§ **Given exercise**:
Exclude the pictures and return every line exactly as written.

§ **Dataset extract**:
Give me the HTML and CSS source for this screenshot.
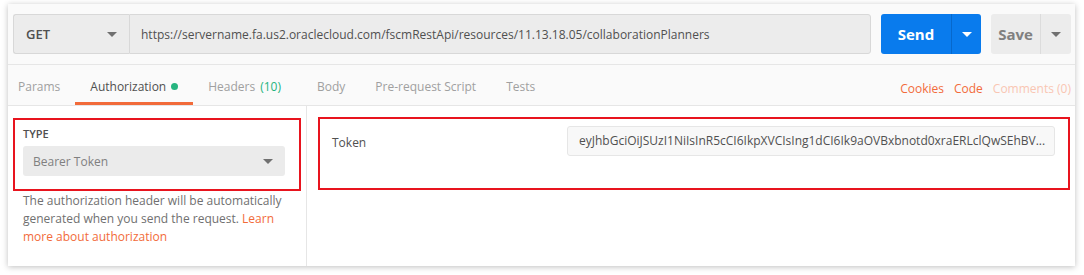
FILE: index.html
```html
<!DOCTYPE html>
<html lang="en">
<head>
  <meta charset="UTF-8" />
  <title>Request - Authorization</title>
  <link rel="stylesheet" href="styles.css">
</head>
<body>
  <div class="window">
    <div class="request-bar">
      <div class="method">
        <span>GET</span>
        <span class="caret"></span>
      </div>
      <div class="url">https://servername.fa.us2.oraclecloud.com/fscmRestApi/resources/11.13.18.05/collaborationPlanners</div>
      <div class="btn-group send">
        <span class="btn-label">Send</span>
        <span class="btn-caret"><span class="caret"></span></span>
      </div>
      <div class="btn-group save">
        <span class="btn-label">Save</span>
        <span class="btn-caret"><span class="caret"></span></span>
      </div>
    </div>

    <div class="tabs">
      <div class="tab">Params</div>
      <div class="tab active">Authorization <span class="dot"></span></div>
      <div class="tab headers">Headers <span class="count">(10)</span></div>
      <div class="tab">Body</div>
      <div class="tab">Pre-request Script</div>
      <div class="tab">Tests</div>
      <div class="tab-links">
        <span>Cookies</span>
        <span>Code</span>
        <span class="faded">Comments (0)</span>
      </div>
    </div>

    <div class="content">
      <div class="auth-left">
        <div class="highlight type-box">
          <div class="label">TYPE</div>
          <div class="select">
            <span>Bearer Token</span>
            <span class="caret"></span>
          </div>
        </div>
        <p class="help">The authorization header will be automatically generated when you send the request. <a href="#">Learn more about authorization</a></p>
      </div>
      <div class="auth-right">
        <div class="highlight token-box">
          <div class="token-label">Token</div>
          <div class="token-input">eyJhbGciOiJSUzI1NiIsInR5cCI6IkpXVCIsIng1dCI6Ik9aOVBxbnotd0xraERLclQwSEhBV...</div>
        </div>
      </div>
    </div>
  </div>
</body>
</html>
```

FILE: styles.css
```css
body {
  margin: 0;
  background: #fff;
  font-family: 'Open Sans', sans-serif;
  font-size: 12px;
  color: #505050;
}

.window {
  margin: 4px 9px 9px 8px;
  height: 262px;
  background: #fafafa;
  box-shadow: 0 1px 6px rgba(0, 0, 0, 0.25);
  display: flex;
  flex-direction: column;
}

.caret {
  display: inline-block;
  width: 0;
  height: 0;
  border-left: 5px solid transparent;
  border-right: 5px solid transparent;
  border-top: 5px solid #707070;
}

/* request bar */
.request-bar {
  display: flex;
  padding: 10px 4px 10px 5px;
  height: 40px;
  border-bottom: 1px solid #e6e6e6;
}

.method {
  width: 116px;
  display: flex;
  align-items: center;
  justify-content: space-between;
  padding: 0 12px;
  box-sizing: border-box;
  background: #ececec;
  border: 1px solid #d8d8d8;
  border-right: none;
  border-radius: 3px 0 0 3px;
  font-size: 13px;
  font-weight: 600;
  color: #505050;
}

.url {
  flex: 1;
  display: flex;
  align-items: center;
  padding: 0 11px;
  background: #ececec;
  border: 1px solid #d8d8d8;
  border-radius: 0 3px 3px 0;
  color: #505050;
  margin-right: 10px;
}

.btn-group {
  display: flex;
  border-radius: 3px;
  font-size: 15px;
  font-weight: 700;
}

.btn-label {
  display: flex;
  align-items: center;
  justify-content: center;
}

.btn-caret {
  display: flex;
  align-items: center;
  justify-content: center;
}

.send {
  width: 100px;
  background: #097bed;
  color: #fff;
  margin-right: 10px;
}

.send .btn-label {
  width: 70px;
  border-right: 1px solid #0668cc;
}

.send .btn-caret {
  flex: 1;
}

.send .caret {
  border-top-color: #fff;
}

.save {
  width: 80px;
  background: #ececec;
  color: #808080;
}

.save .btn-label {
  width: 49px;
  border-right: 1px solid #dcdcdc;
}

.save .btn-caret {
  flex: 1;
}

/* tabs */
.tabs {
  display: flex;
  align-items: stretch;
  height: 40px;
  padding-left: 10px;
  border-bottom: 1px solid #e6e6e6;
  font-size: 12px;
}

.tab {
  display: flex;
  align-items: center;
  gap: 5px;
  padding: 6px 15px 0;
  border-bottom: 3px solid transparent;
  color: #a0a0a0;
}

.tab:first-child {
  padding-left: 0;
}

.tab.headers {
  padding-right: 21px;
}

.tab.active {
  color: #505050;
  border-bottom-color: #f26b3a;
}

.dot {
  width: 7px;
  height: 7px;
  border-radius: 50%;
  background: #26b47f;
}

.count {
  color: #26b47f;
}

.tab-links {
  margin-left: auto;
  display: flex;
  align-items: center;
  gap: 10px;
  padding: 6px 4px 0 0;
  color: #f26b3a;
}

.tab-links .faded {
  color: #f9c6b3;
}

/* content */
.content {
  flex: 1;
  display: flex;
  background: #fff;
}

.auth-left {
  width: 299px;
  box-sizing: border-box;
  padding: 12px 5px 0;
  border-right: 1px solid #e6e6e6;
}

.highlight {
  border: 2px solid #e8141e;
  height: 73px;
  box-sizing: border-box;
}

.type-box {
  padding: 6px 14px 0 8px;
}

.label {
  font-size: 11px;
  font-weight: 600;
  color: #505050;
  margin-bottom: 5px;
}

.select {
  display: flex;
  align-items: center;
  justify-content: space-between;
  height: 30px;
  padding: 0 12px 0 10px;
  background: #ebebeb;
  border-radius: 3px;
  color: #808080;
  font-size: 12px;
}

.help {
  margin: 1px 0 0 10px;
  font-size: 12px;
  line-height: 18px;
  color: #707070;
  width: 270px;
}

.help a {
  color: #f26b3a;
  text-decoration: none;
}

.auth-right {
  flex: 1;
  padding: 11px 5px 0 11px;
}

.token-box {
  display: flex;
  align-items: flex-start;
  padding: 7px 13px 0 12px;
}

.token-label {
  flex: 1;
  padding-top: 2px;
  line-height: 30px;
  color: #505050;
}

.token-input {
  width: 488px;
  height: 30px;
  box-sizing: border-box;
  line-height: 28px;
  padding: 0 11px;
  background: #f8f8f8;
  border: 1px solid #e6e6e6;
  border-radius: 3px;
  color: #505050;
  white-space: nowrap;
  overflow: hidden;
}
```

§ **Solution for this problem**:
Give me the HTML and CSS source for this screenshot.
FILE: index.html
```html
<!DOCTYPE html>
<html lang="en">
<head>
  <meta charset="UTF-8" />
  <title>Request - Authorization</title>
  <link rel="stylesheet" href="styles.css">
</head>
<body>
  <div class="window">
    <div class="request-bar">
      <div class="method">
        <span>GET</span>
        <span class="caret"></span>
      </div>
      <div class="url">https://servername.fa.us2.oraclecloud.com/fscmRestApi/resources/11.13.18.05/collaborationPlanners</div>
      <div class="btn-group send">
        <span class="btn-label">Send</span>
        <span class="btn-caret"><span class="caret"></span></span>
      </div>
      <div class="btn-group save">
        <span class="btn-label">Save</span>
        <span class="btn-caret"><span class="caret"></span></span>
      </div>
    </div>

    <div class="tabs">
      <div class="tab">Params</div>
      <div class="tab active">Authorization <span class="dot"></span></div>
      <div class="tab headers">Headers <span class="count">(10)</span></div>
      <div class="tab">Body</div>
      <div class="tab">Pre-request Script</div>
      <div class="tab">Tests</div>
      <div class="tab-links">
        <span>Cookies</span>
        <span>Code</span>
        <span class="faded">Comments (0)</span>
      </div>
    </div>

    <div class="content">
      <div class="auth-left">
        <div class="highlight type-box">
          <div class="label">TYPE</div>
          <div class="select">
            <span>Bearer Token</span>
            <span class="caret"></span>
          </div>
        </div>
        <p class="help">The authorization header will be automatically generated when you send the request. <a href="#">Learn more about authorization</a></p>
      </div>
      <div class="auth-right">
        <div class="highlight token-box">
          <div class="token-label">Token</div>
          <div class="token-input">eyJhbGciOiJSUzI1NiIsInR5cCI6IkpXVCIsIng1dCI6Ik9aOVBxbnotd0xraERLclQwSEhBV...</div>
        </div>
      </div>
    </div>
  </div>
</body>
</html>
```

FILE: styles.css
```css
body {
  margin: 0;
  background: #fff;
  font-family: 'Open Sans', sans-serif;
  font-size: 12px;
  color: #505050;
}

.window {
  margin: 4px 9px 9px 8px;
  height: 262px;
  background: #fafafa;
  box-shadow: 0 1px 6px rgba(0, 0, 0, 0.25);
  display: flex;
  flex-direction: column;
}

.caret {
  display: inline-block;
  width: 0;
  height: 0;
  border-left: 5px solid transparent;
  border-right: 5px solid transparent;
  border-top: 5px solid #707070;
}

/* request bar */
.request-bar {
  display: flex;
  padding: 10px 4px 10px 5px;
  height: 40px;
  border-bottom: 1px solid #e6e6e6;
}

.method {
  width: 116px;
  display: flex;
  align-items: center;
  justify-content: space-between;
  padding: 0 12px;
  box-sizing: border-box;
  background: #ececec;
  border: 1px solid #d8d8d8;
  border-right: none;
  border-radius: 3px 0 0 3px;
  font-size: 13px;
  font-weight: 600;
  color: #505050;
}

.url {
  flex: 1;
  display: flex;
  align-items: center;
  padding: 0 11px;
  background: #ececec;
  border: 1px solid #d8d8d8;
  border-radius: 0 3px 3px 0;
  color: #505050;
  margin-right: 10px;
}

.btn-group {
  display: flex;
  border-radius: 3px;
  font-size: 15px;
  font-weight: 700;
}

.btn-label {
  display: flex;
  align-items: center;
  justify-content: center;
}

.btn-caret {
  display: flex;
  align-items: center;
  justify-content: center;
}

.send {
  width: 100px;
  background: #097bed;
  color: #fff;
  margin-right: 10px;
}

.send .btn-label {
  width: 70px;
  border-right: 1px solid #0668cc;
}

.send .btn-caret {
  flex: 1;
}

.send .caret {
  border-top-color: #fff;
}

.save {
  width: 80px;
  background: #ececec;
  color: #808080;
}

.save .btn-label {
  width: 49px;
  border-right: 1px solid #dcdcdc;
}

.save .btn-caret {
  flex: 1;
}

/* tabs */
.tabs {
  display: flex;
  align-items: stretch;
  height: 40px;
  padding-left: 10px;
  border-bottom: 1px solid #e6e6e6;
  font-size: 12px;
}

.tab {
  display: flex;
  align-items: center;
  gap: 5px;
  padding: 6px 15px 0;
  border-bottom: 3px solid transparent;
  color: #a0a0a0;
}

.tab:first-child {
  padding-left: 0;
}

.tab.headers {
  padding-right: 21px;
}

.tab.active {
  color: #505050;
  border-bottom-color: #f26b3a;
}

.dot {
  width: 7px;
  height: 7px;
  border-radius: 50%;
  background: #26b47f;
}

.count {
  color: #26b47f;
}

.tab-links {
  margin-left: auto;
  display: flex;
  align-items: center;
  gap: 10px;
  padding: 6px 4px 0 0;
  color: #f26b3a;
}

.tab-links .faded {
  color: #f9c6b3;
}

/* content */
.content {
  flex: 1;
  display: flex;
  background: #fff;
}

.auth-left {
  width: 299px;
  box-sizing: border-box;
  padding: 12px 5px 0;
  border-right: 1px solid #e6e6e6;
}

.highlight {
  border: 2px solid #e8141e;
  height: 73px;
  box-sizing: border-box;
}

.type-box {
  padding: 6px 14px 0 8px;
}

.label {
  font-size: 11px;
  font-weight: 600;
  color: #505050;
  margin-bottom: 5px;
}

.select {
  display: flex;
  align-items: center;
  justify-content: space-between;
  height: 30px;
  padding: 0 12px 0 10px;
  background: #ebebeb;
  border-radius: 3px;
  color: #808080;
  font-size: 12px;
}

.help {
  margin: 1px 0 0 10px;
  font-size: 12px;
  line-height: 18px;
  color: #707070;
  width: 270px;
}

.help a {
  color: #f26b3a;
  text-decoration: none;
}

.auth-right {
  flex: 1;
  padding: 11px 5px 0 11px;
}

.token-box {
  display: flex;
  align-items: flex-start;
  padding: 7px 13px 0 12px;
}

.token-label {
  flex: 1;
  padding-top: 2px;
  line-height: 30px;
  color: #505050;
}

.token-input {
  width: 488px;
  height: 30px;
  box-sizing: border-box;
  line-height: 28px;
  padding: 0 11px;
  background: #f8f8f8;
  border: 1px solid #e6e6e6;
  border-radius: 3px;
  color: #505050;
  white-space: nowrap;
  overflow: hidden;
}
```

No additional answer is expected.